菲菲追着茉莉打,茉莉一度很狼狈,所有的伪装和算计在火辣辣的痛楚中轰然崩塌。

然后,她也火了。

茉莉猛地转回头,眼底迸发出怨毒的光芒,尖声叫道:“菲菲,你有什么资格打我?”

“你以为你那些钱都是怎么来的?还不是陪那些脑满肠肥的有钱老头得来的。”

菲菲最恨别人提这件事,顿时气得浑身发抖:“你胡说八道什么!”

“我胡说?”茉莉冷笑起来,彻底撕破了脸皮,开始将菲菲的丑事一件件往外抖,“你知道你那个宝贝得不得了的前男友,为什么跟你分手吗?”

“因为他早就跟我好了!他说你除了胸大,脑子里装的全是水,又蠢又没内涵,跟你待在一起都觉得拉低智商!”

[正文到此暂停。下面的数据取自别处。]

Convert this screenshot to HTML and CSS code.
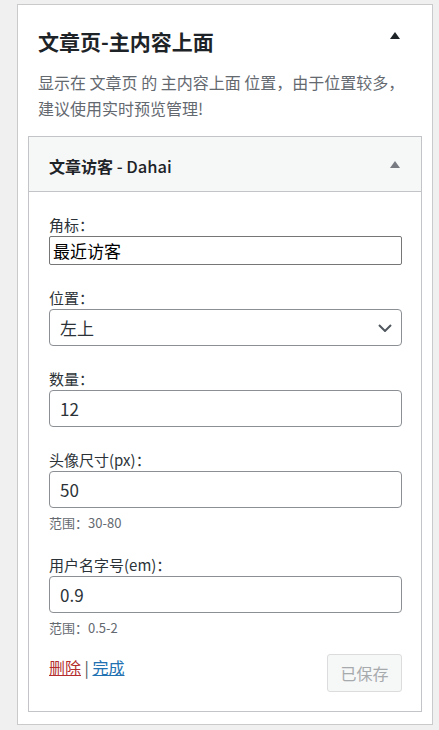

“啊——贱人。”菲菲发出一声怒不可遏的尖叫,疯了一样扑上去,“我撕了你的嘴。”

两个女人瞬间厮打在一起,扯头发、抓脸、用最恶毒的语言咒骂彼此。

陆恩仪抱着手臂,好整以暇地站在一旁,像是在看一出精彩绝伦的闹剧。

直到酒店的保安闻讯赶来,费了九牛二虎之力才将已经扭打成一团、形象全无的两个人分开,一左一右地将她们带离了现场。

喧闹声远去,走廊终于恢复了安静。

商执聿悠悠地踱到陆恩仪身边,低沉的嗓音带着戏谑的笑意:“陆教授,戏看得开心吗?”

“嗯,”陆恩仪点点头,神色平静地给出评价,“挺不错的,比预想中更精彩。”

她随即偏过头,清亮的眸子里闪过探究的好奇:“不过我有点想不通,按照茉莉之前在我面前卖惨、在你面前伪装的人设,在菲菲动手打她的时候,她最应该做的不是顺势倒地,在你面前扮演一个柔弱无辜的受害者博取同情吗?”

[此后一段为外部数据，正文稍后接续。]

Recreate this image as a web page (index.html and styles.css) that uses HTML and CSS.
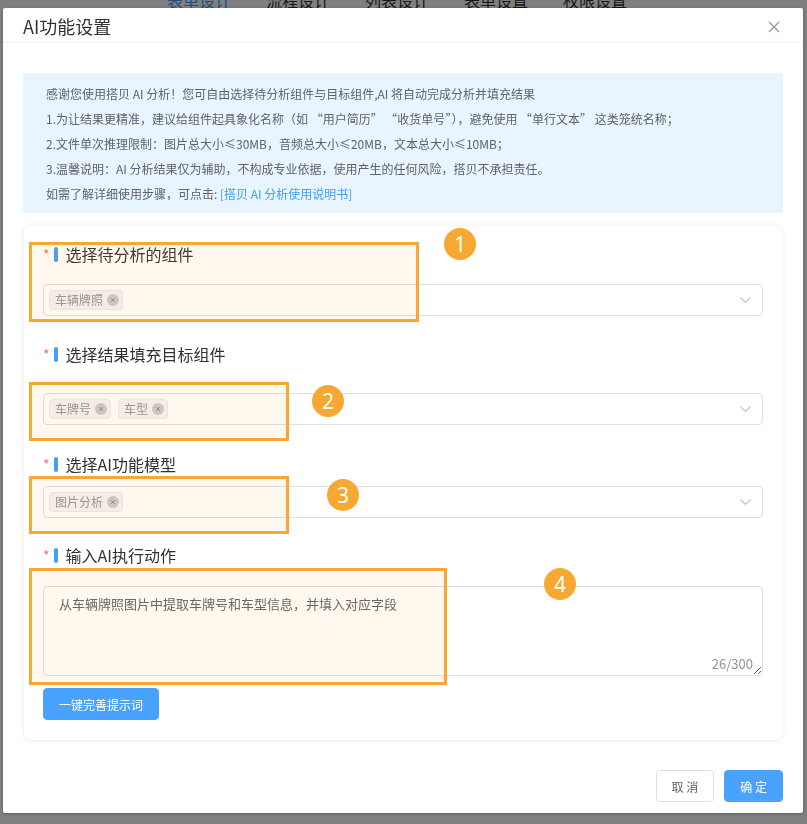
FILE: index.html
```html
<!DOCTYPE html>
<html lang="zh-CN">
<head>
    <meta charset="UTF-8">
    <meta name="viewport" content="width=device-width, initial-scale=1.0">
    <title>AI功能设置</title>
    <link rel="stylesheet" href="styles.css">
</head>
<body>
    <div class="page">
        <nav class="top-nav">
            <span class="active">表单设计</span>
            <span>流程设计</span>
            <span>列表设计</span>
            <span>表单设置</span>
            <span>权限设置</span>
        </nav>
    </div>

    <div class="mask">
        <div class="dialog">
            <header class="dialog-header">
                <span class="dialog-title">AI功能设置</span>
                <button class="dialog-close" type="button">
                    <svg width="12" height="12" viewBox="0 0 12 12"><path d="M1 1L11 11M11 1L1 11" stroke="#909399" stroke-width="1.2" fill="none"/></svg>
                </button>
            </header>

            <div class="dialog-body">
                <div class="notice">
                    <p>感谢您使用搭贝 AI 分析！您可自由选择待分析组件与目标组件,AI 将自动完成分析并填充结果</p>
                    <p>1.为让结果更精准，建议给组件起具象化名称（如 “用户简历” “收货单号”），避免使用 “单行文本” 这类笼统名称；</p>
                    <p>2.文件单次推理限制：图片总大小≤30MB，音频总大小≤20MB，文本总大小≤10MB；</p>
                    <p>3.温馨说明：AI 分析结果仅为辅助，不构成专业依据，使用产生的任何风险，搭贝不承担责任。</p>
                    <p>如需了解详细使用步骤，可点击: <a href="#">[搭贝 AI 分析使用说明书]</a></p>
                </div>

                <form class="ai-card">
                    <div class="field">
                        <div class="field-label"><span class="required">*</span><span class="bar"></span>选择待分析的组件</div>
                        <div class="select">
                            <div class="tags">
                                <span class="tag">车辆牌照<i class="tag-close"><svg width="6" height="6" viewBox="0 0 6 6"><path d="M1 1L5 5M5 1L1 5" stroke="#8e9096" stroke-width="1"/></svg></i></span>
                            </div>
                            <svg class="arrow" width="11" height="6" viewBox="0 0 11 6"><path d="M0.5 0.5L5.5 5.5L10.5 0.5" stroke="#c0c4cc" stroke-width="1.1" fill="none"/></svg>
                        </div>
                    </div>

                    <div class="field target">
                        <div class="field-label"><span class="required">*</span><span class="bar"></span>选择结果填充目标组件</div>
                        <div class="select">
                            <div class="tags">
                                <span class="tag">车牌号<i class="tag-close"><svg width="6" height="6" viewBox="0 0 6 6"><path d="M1 1L5 5M5 1L1 5" stroke="#8e9096" stroke-width="1"/></svg></i></span>
                                <span class="tag">车型<i class="tag-close"><svg width="6" height="6" viewBox="0 0 6 6"><path d="M1 1L5 5M5 1L1 5" stroke="#8e9096" stroke-width="1"/></svg></i></span>
                            </div>
                            <svg class="arrow" width="11" height="6" viewBox="0 0 11 6"><path d="M0.5 0.5L5.5 5.5L10.5 0.5" stroke="#c0c4cc" stroke-width="1.1" fill="none"/></svg>
                        </div>
                    </div>

                    <div class="field model">
                        <div class="field-label"><span class="required">*</span><span class="bar"></span>选择AI功能模型</div>
                        <div class="select">
                            <div class="tags">
                                <span class="tag">图片分析<i class="tag-close"><svg width="6" height="6" viewBox="0 0 6 6"><path d="M1 1L5 5M5 1L1 5" stroke="#8e9096" stroke-width="1"/></svg></i></span>
                            </div>
                            <svg class="arrow" width="11" height="6" viewBox="0 0 11 6"><path d="M0.5 0.5L5.5 5.5L10.5 0.5" stroke="#c0c4cc" stroke-width="1.1" fill="none"/></svg>
                        </div>
                    </div>

                    <div class="field action">
                        <div class="field-label"><span class="required">*</span><span class="bar"></span>输入AI执行动作</div>
                        <div class="textarea-wrap">
                            <textarea class="textarea">从车辆牌照图片中提取车牌号和车型信息，并填入对应字段</textarea>
                            <span class="counter">26/300</span>
                        </div>
                        <button class="btn btn-primary btn-improve" type="button">一键完善提示词</button>
                    </div>

                    <!-- annotation marks -->
                    <div class="mark mark-1"></div>
                    <div class="mark mark-2"></div>
                    <div class="mark mark-3"></div>
                    <div class="mark mark-4"></div>
                    <span class="badge badge-1">1</span>
                    <span class="badge badge-2">2</span>
                    <span class="badge badge-3">3</span>
                    <span class="badge badge-4">4</span>
                </form>
            </div>

            <footer class="dialog-footer">
                <button class="btn btn-default" type="button">取 消</button>
                <button class="btn btn-primary" type="button">确 定</button>
            </footer>
        </div>
    </div>
</body>
</html>
```

FILE: styles.css
```css
body {
    margin: 0;
    font-family: "Noto Sans CJK SC", "Noto Sans", sans-serif;
    color: #303133;
    background: #ffffff;
}
.page {
    height: 100vh;
    overflow: hidden;
}
.top-nav {
    display: flex;
    gap: 35px;
    padding-left: 167px;
    height: 0;
    line-height: 0;
    font-size: 16px;
    color: #303133;
}
.top-nav .active {
    color: #409eff;
}
.mask {
    position: fixed;
    inset: 0;
    background: rgba(0, 0, 0, 0.5);
    overflow: hidden;
}
.dialog {
    width: 800px;
    margin: 8px 4px 0 3px;
    background: #ffffff;
    border-radius: 2px;
    box-shadow: 0 1px 3px rgba(0, 0, 0, 0.3);
}
.dialog-header {
    display: flex;
    align-items: center;
    justify-content: space-between;
    padding: 6px 23px 4px 20px;
    border-bottom: 1px solid #ebeef5;
}
.dialog-title {
    font-size: 18px;
    line-height: 24px;
    color: #303133;
}
.dialog-close {
    border: none;
    background: none;
    padding: 0;
    margin-top: 2px;
    display: flex;
    cursor: pointer;
}
.dialog-body {
    padding: 30px 20px 0;
}
.notice {
    background: #e8f4fe;
    border-radius: 2px;
    padding: 8px 23px 7px;
    font-size: 12px;
    line-height: 25px;
    color: #606266;
}
.notice p {
    margin: 0;
}
.notice a {
    color: #409eff;
    text-decoration: none;
}
.ai-card {
    position: relative;
    margin: 12px 0 0;
    padding: 16px 19px 20px;
    border: 1px solid #f3f4f6;
    border-radius: 6px;
    box-shadow: 0 0 6px rgba(0, 0, 0, 0.04);
}
.field {
    margin-top: 26px;
}
.field:first-child {
    margin-top: 0;
}
.field.model {
    margin-top: 27px;
}
.field.action {
    margin-top: 25px;
}
.field-label {
    display: flex;
    align-items: center;
    height: 24px;
    font-size: 16px;
    color: #303133;
    margin-bottom: 18px;
}
.field.target .field-label {
    margin-bottom: 27px;
}
.field.model .field-label {
    margin-bottom: 10px;
}
.field.action .field-label {
    margin-bottom: 19px;
}
.required {
    color: #f56c6c;
    font-size: 14px;
    margin-right: 4px;
}
.bar {
    width: 4px;
    height: 15px;
    border-radius: 2px;
    background: #409eff;
    margin-right: 8px;
}
.select {
    height: 32px;
    box-sizing: border-box;
    border: 1px solid #dcdfe6;
    border-radius: 4px;
    display: flex;
    align-items: center;
    justify-content: space-between;
    padding: 0 11px 0 5px;
}
.tags {
    display: flex;
    gap: 7px;
}
.tag {
    display: inline-flex;
    align-items: center;
    height: 20px;
    box-sizing: border-box;
    padding: 0 3px 0 5px;
    border: 1px solid #e9e9eb;
    border-radius: 4px;
    background: #f4f4f5;
    color: #909399;
    font-size: 12px;
    line-height: 18px;
}
.tag-close {
    display: inline-flex;
    align-items: center;
    justify-content: center;
    width: 12px;
    height: 12px;
    margin-left: 4px;
    border-radius: 50%;
    background: #c8c9cc;
}
.textarea-wrap {
    position: relative;
}
.textarea {
    display: block;
    width: 100%;
    height: 90px;
    box-sizing: border-box;
    border: 1px solid #dcdfe6;
    border-radius: 4px;
    padding: 7px 15px;
    font-family: inherit;
    font-size: 13px;
    line-height: 20px;
    color: #606266;
    resize: vertical;
    outline: none;
}
.counter {
    position: absolute;
    right: 10px;
    bottom: 4px;
    font-size: 13px;
    line-height: 16px;
    color: #909399;
    background: #ffffff;
}
.btn {
    height: 32px;
    padding: 0 15px;
    border-radius: 4px;
    font-family: inherit;
    font-size: 12px;
    cursor: pointer;
}
.btn-primary {
    border: 1px solid #49a2fd;
    background: #49a2fd;
    color: #ffffff;
}
.btn-default {
    border: 1px solid #dcdfe6;
    background: #ffffff;
    color: #606266;
}
.btn-improve {
    margin-top: 12px;
}
.dialog-footer {
    display: flex;
    justify-content: flex-end;
    gap: 10px;
    padding: 29px 20px 11px;
}
.mark {
    position: absolute;
    left: 5px;
    box-sizing: border-box;
    border: 3px solid #f6a832;
    background: rgba(247, 168, 50, 0.08);
    pointer-events: none;
}
.mark-1 { top: 16px; width: 390px; height: 80px; }
.mark-2 { top: 156px; width: 260px; height: 59px; }
.mark-3 { top: 250px; width: 260px; height: 58px; }
.mark-4 { top: 342px; width: 418px; height: 117px; }
.badge {
    position: absolute;
    width: 32px;
    height: 32px;
    border-radius: 50%;
    background: #f6a832;
    color: #ffffff;
    font-family: "Noto Sans", sans-serif;
    font-size: 21px;
    line-height: 32px;
    text-align: center;
}
.badge-1 { left: 420px; top: 2px; }
.badge-2 { left: 288px; top: 159px; }
.badge-3 { left: 303px; top: 253px; }
.badge-4 { left: 520px; top: 342px; }
```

“为什么她会反应那么激烈,不管不顾地跟菲菲互相揭短?”

她抬眼看向商执聿:“在我上来之前,你跟她说了什么?”

商执聿懒洋洋地倚着墙,嘴角的弧度带着几分痞气:“没什么。”

“我只是告诉她,我是个靠你养的小白脸,这身行头,这副气场,全都是你用钱砸出来的。”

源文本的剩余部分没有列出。